= Passive corruption =

Passive corruption, in Brazilian criminal law, is one of the crimes committed by public officials against the general administration.

Corruption can be of two types:

- Active, referring to the briber; or
- Passive, referring to the corrupted public official.

Some legislations define both behaviors as being the same crime. In the case of the crime of corruption, Brazilian legislation adopted, exceptionally, the pluralistic theory, as it chose to define two different crimes: active corruption, in Article 333 of the Penal Code, and passive corruption, in Article 317.

==Definition==
The Penal Code, in Article 317, defines the crime of passive corruption as "soliciting or receiving, for oneself or for others, directly or indirectly, even if outside the function or before assuming it, an undue advantage, or accepting a promise of such an advantage."

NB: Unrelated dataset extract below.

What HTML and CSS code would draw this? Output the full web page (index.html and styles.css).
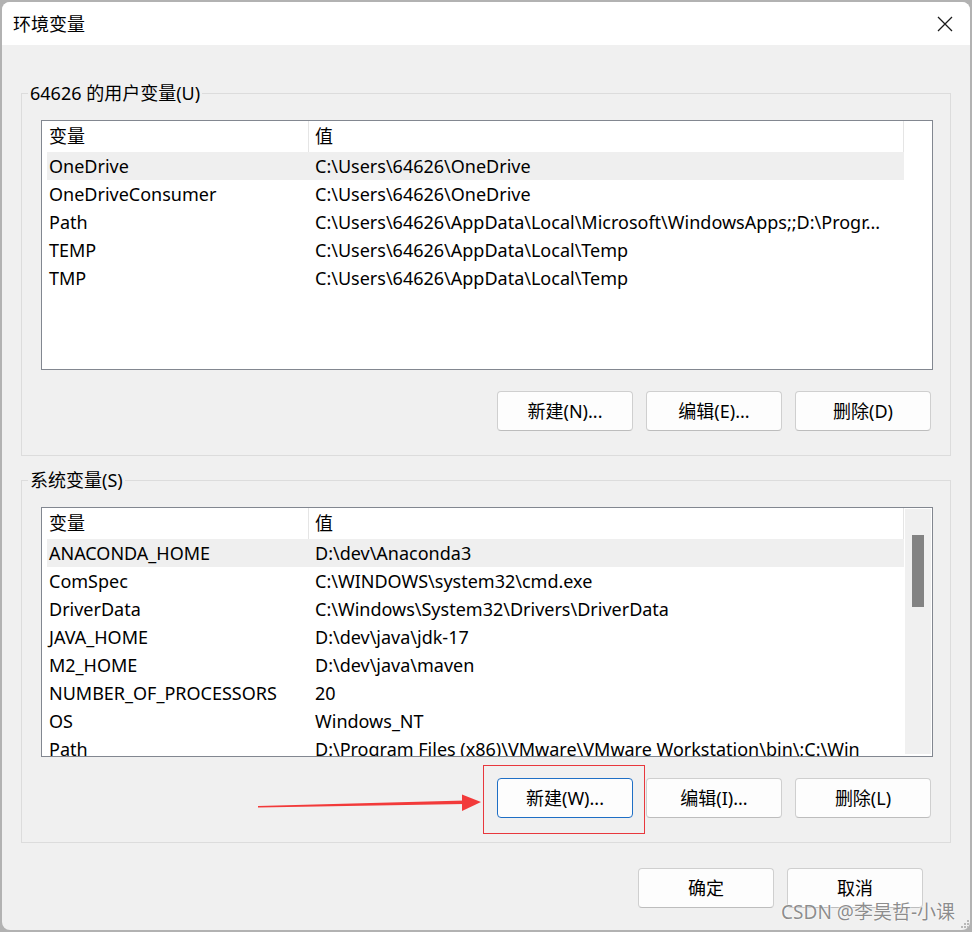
FILE: index.html
```html
<!DOCTYPE html>
<html lang="zh-CN">
<head>
<meta charset="utf-8">
<title>环境变量</title>
<link rel="stylesheet" href="styles.css">
</head>
<body>
<div class="window">
  <div class="titlebar">
    <span class="title">环境变量</span>
    <svg class="close" viewBox="0 0 16 16"><path d="M1 1 L15 15 M15 1 L1 15" stroke="#1b1b1b" stroke-width="1.3" fill="none"/></svg>
  </div>
  <div class="content">
    <fieldset class="group">
      <legend>64626 的用户变量(U)</legend>
      <div class="group-body">
        <div class="list">
          <div class="list-main">
            <div class="header"><div class="h1">变量</div><div class="h2">值</div></div>
            <div class="row sel"><div class="c1">OneDrive</div><div class="c2">C:\Users\64626\OneDrive</div></div>
            <div class="row"><div class="c1">OneDriveConsumer</div><div class="c2">C:\Users\64626\OneDrive</div></div>
            <div class="row"><div class="c1">Path</div><div class="c2">C:\Users\64626\AppData\Local\Microsoft\WindowsApps;;D:\Progr...</div></div>
            <div class="row"><div class="c1">TEMP</div><div class="c2">C:\Users\64626\AppData\Local\Temp</div></div>
            <div class="row"><div class="c1">TMP</div><div class="c2">C:\Users\64626\AppData\Local\Temp</div></div>
          </div>
        </div>
        <div class="buttons">
          <button class="btn">新建(N)...</button>
          <button class="btn">编辑(E)...</button>
          <button class="btn">删除(D)</button>
        </div>
      </div>
    </fieldset>
    <fieldset class="group group2">
      <legend>系统变量(S)</legend>
      <div class="group-body">
        <div class="list">
          <div class="list-main">
            <div class="header"><div class="h1">变量</div><div class="h2">值</div></div>
            <div class="row sel"><div class="c1">ANACONDA_HOME</div><div class="c2">D:\dev\Anaconda3</div></div>
            <div class="row"><div class="c1">ComSpec</div><div class="c2">C:\WINDOWS\system32\cmd.exe</div></div>
            <div class="row"><div class="c1">DriverData</div><div class="c2">C:\Windows\System32\Drivers\DriverData</div></div>
            <div class="row"><div class="c1">JAVA_HOME</div><div class="c2">D:\dev\java\jdk-17</div></div>
            <div class="row"><div class="c1">M2_HOME</div><div class="c2">D:\dev\java\maven</div></div>
            <div class="row"><div class="c1">NUMBER_OF_PROCESSORS</div><div class="c2">20</div></div>
            <div class="row"><div class="c1">OS</div><div class="c2">Windows_NT</div></div>
            <div class="row"><div class="c1">Path</div><div class="c2">D:\Program Files (x86)\VMware\VMware Workstation\bin\;C:\Win</div></div>
          </div>
          <div class="scrollbar"><div class="thumb"></div></div>
        </div>
        <div class="buttons">
          <button class="btn focused">新建(W)...</button>
          <button class="btn">编辑(I)...</button>
          <button class="btn">删除(L)</button>
        </div>
      </div>
    </fieldset>
    <div class="dialog-buttons">
      <button class="btn">确定</button>
      <button class="btn">取消</button>
    </div>
  </div>
  <svg class="annot" viewBox="2 2 968 928">
    <rect x="483.5" y="765.5" width="161" height="68" fill="none" stroke="#e8383d" stroke-width="1"/>
    <polygon points="258,806 465,800.5 465,804 258,807.6" fill="#f23a3a"/>
    <polygon points="462,794.5 481,802 462,811" fill="#f23a3a"/>
  </svg>
  <div class="watermark">CSDN @李昊哲-小课</div>
  <svg class="grip" viewBox="0 0 10 12">
    <rect x="7" y="2" width="2" height="2" fill="#b8b8b8"/>
    <rect x="4" y="5" width="2" height="2" fill="#b8b8b8"/>
    <rect x="7" y="5" width="2" height="2" fill="#b8b8b8"/>
    <rect x="1" y="8" width="2" height="2" fill="#b8b8b8"/>
    <rect x="4" y="8" width="2" height="2" fill="#b8b8b8"/>
    <rect x="7" y="8" width="2" height="2" fill="#b8b8b8"/>
  </svg>
</div>
</body>
</html>
```
FILE: styles.css
```css
* { box-sizing: border-box; }
html, body { margin: 0; padding: 0; }
body {
  width: 972px;
  height: 932px;
  overflow: hidden;
  background: #b2b2b2;
  font-family: "Noto Sans", "Noto Sans CJK SC", sans-serif;
  font-size: 18px;
  color: #000;
}
.window {
  position: relative;
  margin: 2px;
  width: 968px;
  height: 928px;
  border-radius: 8px;
  background: #f0f0f0;
  overflow: hidden;
  display: flex;
  flex-direction: column;
}
.titlebar {
  flex: none;
  height: 43px;
  background: #fff;
  display: flex;
  align-items: center;
  justify-content: space-between;
  padding: 0 17px 0 11px;
}
.title { line-height: 24px; }
.close { width: 16px; height: 16px; display: block; }
.content {
  padding: 36px 19px 0 19px;
  display: flex;
  flex-direction: column;
}
fieldset.group {
  margin: 0;
  padding: 0;
  min-width: 0;
  border: 1px solid #dcdcdc;
}
fieldset.group.group2 { margin-top: 12px; }
legend {
  margin-left: 6px;
  padding: 0 2px;
  line-height: 24px;
  height: 24px;
}
.group-body { padding: 15px 17px 24px 19px; }
.list {
  height: 250px;
  border: 1px solid #828790;
  background: #fff;
  display: flex;
  overflow: hidden;
}
.list-main { flex: 1; min-width: 0; overflow: hidden; }
.header { display: flex; height: 31px; line-height: 31px; }
.h1 { width: 267px; padding-left: 7px; border-right: 1px solid #e5e5e5; }
.h2 { width: 595px; padding-left: 6px; border-right: 1px solid #e5e5e5; }
.row {
  display: flex;
  height: 28px;
  line-height: 28px;
  margin-left: 5px;
  width: 857px;
  white-space: nowrap;
}
.row.sel { background: #efefef; }
.c1 { width: 261px; padding-left: 2px; overflow: hidden; }
.c2 { width: 596px; padding: 0 7px; overflow: hidden; }
.scrollbar {
  flex: none;
  width: 26px;
  margin: 1px 1px 2px 0;
  background: #f0f0f0;
  padding: 26px 0 0 7px;
}
.thumb { width: 12px; height: 72px; background: #838383; }
.buttons {
  margin-top: 21px;
  display: flex;
  justify-content: flex-end;
  gap: 13px;
  padding-right: 2px;
}
.btn {
  width: 136px;
  height: 40px;
  border: 1px solid #cfcfcf;
  border-bottom-color: #bdbdbd;
  border-radius: 4px;
  background: #fdfdfd;
  font-family: inherit;
  font-size: 18px;
  color: #000;
  padding: 0;
  line-height: 24px;
}
.btn.focused { border-color: #1f6fc5; }
.dialog-buttons {
  margin-top: 25px;
  display: flex;
  justify-content: flex-end;
  gap: 13px;
  padding-right: 28px;
}
.annot {
  position: absolute;
  left: 0;
  top: 0;
  width: 968px;
  height: 928px;
  pointer-events: none;
}
.watermark {
  position: absolute;
  right: 15px;
  bottom: 7px;
  font-size: 19px;
  line-height: 22px;
  color: rgba(120, 120, 120, 0.85);
  text-shadow: 0 0 2px #fff, 0 0 1px #fff;
  pointer-events: none;
}
.grip {
  position: absolute;
  right: 0;
  bottom: 0;
  width: 10px;
  height: 12px;
}
```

The crime known as passive corruption is practiced against public administration in general. Its provision is found in Article 317 of the Brazilian Penal Code, which characterizes it as the act in which the public official requests or receives, for oneself or for others, directly or indirectly, even if outside the function or before assuming it, an undue advantage, or accepts a promise of such an advantage. The peculiarity of this illicit act is that it is practiced solely and exclusively by the public official, even though the letter of the law does not explicitly define the active subject. This deduction arises from the chapter in which the article is inserted, the first (crimes committed by public officials against the administration in general) of Title XI (crimes against public administration). However, the article states in its text that even an agent who is outside the function or has not yet assumed it will be penalized.

For passive corruption, the penalty is imprisonment, from two to twelve years, and a fine. The penalty will be increased by one-third in the event that, as a result of the advantage or promise, the official delays or fails to perform any official act or performs it in violation of their duty. Passive corruption is one of the three forms that the crime called corruption can take. In addition to the passive form, we have active corruption.

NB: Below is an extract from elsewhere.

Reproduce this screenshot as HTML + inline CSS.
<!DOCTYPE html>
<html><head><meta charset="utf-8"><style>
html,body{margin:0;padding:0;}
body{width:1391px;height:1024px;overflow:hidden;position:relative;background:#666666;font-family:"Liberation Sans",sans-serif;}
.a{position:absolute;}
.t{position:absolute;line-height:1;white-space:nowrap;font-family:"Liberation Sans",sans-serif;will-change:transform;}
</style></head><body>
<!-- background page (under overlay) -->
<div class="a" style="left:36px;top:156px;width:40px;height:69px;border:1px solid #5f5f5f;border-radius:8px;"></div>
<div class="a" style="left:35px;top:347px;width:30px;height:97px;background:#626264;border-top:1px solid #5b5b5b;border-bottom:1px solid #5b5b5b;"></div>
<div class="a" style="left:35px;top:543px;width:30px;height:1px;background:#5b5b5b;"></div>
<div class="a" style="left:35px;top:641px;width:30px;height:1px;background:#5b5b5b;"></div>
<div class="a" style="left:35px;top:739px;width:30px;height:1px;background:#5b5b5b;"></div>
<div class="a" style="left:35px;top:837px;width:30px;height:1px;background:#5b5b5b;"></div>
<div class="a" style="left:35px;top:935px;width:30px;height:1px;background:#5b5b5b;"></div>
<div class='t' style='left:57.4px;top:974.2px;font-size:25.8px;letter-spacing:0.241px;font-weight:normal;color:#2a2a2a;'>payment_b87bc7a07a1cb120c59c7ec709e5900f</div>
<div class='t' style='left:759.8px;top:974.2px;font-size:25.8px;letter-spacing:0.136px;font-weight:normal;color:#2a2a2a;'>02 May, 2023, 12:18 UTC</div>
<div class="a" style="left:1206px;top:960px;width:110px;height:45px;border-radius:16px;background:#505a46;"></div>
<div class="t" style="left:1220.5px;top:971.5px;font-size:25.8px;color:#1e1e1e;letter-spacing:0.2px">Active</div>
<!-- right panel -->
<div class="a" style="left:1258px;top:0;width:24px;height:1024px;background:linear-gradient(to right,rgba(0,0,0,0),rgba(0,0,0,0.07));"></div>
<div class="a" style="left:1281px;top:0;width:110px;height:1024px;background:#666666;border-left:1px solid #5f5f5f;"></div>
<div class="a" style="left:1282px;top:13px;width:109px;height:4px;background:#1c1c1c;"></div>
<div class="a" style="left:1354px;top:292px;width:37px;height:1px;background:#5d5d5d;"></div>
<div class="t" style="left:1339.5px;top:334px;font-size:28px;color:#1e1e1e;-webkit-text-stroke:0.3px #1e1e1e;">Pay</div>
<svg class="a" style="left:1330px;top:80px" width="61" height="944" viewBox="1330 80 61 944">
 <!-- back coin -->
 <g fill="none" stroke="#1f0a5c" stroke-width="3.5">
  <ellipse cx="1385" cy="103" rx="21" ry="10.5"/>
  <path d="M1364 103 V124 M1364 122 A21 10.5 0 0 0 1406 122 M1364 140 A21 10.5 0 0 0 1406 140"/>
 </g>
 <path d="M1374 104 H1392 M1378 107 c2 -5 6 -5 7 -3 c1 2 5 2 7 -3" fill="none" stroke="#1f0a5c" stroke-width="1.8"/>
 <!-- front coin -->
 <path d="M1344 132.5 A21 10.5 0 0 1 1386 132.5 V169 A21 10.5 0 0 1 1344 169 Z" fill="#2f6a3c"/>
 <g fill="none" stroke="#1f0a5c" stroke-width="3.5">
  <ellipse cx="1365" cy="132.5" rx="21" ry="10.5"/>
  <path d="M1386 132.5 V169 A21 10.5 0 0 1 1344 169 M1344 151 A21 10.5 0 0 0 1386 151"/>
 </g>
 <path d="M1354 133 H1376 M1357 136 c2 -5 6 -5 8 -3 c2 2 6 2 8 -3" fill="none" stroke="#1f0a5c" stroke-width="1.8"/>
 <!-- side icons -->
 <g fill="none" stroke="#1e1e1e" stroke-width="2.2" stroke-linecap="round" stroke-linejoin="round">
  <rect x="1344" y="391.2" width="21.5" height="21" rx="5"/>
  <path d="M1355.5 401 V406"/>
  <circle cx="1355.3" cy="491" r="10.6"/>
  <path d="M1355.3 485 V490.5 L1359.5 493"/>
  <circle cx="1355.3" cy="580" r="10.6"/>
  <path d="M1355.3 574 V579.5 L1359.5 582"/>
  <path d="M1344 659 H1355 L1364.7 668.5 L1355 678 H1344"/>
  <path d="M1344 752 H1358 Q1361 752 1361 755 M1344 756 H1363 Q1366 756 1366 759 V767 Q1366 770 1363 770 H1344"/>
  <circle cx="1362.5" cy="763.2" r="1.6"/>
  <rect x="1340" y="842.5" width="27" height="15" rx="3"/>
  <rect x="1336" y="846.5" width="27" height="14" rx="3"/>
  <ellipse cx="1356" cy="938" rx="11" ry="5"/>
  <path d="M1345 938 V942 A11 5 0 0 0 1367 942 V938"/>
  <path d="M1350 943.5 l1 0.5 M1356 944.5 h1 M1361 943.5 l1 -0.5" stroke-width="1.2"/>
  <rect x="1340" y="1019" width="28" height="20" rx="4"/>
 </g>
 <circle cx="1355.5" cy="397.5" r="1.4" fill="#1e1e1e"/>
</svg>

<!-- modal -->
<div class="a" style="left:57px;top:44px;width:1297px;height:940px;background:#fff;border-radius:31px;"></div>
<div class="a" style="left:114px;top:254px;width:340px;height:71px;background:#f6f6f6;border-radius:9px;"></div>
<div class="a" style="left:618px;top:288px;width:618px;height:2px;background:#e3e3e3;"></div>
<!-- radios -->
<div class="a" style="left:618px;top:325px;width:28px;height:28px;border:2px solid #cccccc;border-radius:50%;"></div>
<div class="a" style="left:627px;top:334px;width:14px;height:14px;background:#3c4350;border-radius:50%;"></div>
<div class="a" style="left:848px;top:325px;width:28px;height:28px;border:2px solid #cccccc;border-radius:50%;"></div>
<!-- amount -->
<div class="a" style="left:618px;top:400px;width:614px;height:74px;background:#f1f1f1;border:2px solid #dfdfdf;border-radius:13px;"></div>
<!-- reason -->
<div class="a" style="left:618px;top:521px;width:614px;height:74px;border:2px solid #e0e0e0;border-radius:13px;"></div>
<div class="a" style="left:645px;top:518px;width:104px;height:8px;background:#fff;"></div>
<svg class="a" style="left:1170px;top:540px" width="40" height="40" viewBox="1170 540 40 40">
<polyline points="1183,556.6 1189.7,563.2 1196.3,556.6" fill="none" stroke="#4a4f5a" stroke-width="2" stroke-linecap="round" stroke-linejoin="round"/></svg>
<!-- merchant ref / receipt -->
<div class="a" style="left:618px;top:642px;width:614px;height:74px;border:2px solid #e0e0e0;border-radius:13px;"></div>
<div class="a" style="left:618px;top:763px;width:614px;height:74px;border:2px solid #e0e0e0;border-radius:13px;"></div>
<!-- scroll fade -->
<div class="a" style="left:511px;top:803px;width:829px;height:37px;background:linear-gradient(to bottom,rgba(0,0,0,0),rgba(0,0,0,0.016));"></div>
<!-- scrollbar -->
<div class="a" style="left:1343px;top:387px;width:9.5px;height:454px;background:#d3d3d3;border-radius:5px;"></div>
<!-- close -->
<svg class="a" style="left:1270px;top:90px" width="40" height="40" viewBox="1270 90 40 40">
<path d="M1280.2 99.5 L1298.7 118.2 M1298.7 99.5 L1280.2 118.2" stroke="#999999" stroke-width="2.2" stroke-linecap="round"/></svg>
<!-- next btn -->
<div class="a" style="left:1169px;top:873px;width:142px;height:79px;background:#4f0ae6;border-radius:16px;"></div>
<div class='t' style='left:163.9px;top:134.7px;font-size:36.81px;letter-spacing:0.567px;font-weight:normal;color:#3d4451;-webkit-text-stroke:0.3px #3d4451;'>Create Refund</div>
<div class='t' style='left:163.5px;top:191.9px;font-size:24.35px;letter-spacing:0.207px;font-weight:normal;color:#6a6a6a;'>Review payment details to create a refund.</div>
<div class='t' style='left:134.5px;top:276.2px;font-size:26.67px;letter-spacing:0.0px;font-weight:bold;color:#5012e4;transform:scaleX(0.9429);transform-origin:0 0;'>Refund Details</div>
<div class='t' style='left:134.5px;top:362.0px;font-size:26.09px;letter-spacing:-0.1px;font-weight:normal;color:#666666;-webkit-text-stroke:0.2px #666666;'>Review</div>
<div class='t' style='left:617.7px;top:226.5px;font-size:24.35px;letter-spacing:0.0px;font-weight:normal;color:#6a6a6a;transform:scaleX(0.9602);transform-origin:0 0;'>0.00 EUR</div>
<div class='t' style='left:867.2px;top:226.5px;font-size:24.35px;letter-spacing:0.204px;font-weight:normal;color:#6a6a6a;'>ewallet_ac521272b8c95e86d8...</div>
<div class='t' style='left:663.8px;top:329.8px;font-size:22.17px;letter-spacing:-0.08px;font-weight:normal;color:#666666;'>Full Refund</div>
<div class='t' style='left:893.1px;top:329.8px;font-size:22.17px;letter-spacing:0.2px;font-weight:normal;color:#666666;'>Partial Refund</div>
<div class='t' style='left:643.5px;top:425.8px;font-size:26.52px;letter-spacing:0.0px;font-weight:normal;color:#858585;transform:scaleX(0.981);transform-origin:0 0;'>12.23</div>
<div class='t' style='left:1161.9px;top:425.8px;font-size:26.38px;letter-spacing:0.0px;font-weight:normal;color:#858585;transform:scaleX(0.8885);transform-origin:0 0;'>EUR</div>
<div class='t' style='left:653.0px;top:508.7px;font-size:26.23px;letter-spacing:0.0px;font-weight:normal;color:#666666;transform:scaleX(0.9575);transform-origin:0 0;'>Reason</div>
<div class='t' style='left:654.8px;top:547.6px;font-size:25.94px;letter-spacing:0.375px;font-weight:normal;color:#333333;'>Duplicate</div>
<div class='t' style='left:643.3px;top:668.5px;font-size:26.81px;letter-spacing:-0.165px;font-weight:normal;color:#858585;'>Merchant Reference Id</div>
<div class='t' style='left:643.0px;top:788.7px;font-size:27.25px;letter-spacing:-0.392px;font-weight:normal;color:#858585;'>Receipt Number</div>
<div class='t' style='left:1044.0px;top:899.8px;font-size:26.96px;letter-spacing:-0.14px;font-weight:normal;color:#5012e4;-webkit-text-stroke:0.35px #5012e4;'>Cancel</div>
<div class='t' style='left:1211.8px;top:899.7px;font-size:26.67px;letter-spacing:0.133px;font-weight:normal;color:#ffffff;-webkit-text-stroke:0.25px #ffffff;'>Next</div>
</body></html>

The intention of the legislator in criminalizing passive corruption was to maintain the normal functioning of public administration in order to preserve principles intrinsic to the institution, such as legality or morality, thus preventing an implosion of the structure of public institutions in case corruption proliferates among its members.

Thus, from the legal provision, we can understand that the crime of passive corruption occurs when the public official solicits a bribe, advantage, or similar in order to do or refrain from doing something related to their function. It does not matter whether the individual agrees with the illicit act and gives what the corrupt agent asks for. The crime is already configured at the moment of solicitation of the thing or advantage. Furthermore, the act that the official performs or refrains from performing can be classified as illicit, illegitimate, or unjust, resulting in proper passive corruption. Now, when analyzing an act or the omission of an act that is legal and just, but benefits the public official themselves or another individual, we are faced with improper passive corruption. The other party can/must appeal to the police to arrest the criminal, but if they participate in the illicit act, active and passive corruption is established.

==Penalty==

The penalty is two to twelve years of imprisonment, in addition to a fine. It can be increased by one-third if such an advantage entails some non-compliance with the duty of the official.

==Characteristics==

It is a specific crime, that is, it can only be committed by someone who holds the status of a public official.

However, there may be the participation of individuals through inducement, incitement, or secondary assistance.

==Aggravating Factors==

The penalty is aggravated "if, as a result of the advantage or promise, the official delays or fails to perform any official act or performs it in violation of their duty." If they only delay or fail to do what they should do, it is improper passive corruption. If they perform an act in violation of their duty, it is proper passive corruption.

If the public official holds a commission position or a management or advisory function, the penalty is also aggravated (Article 316, § 2, of the Penal Code).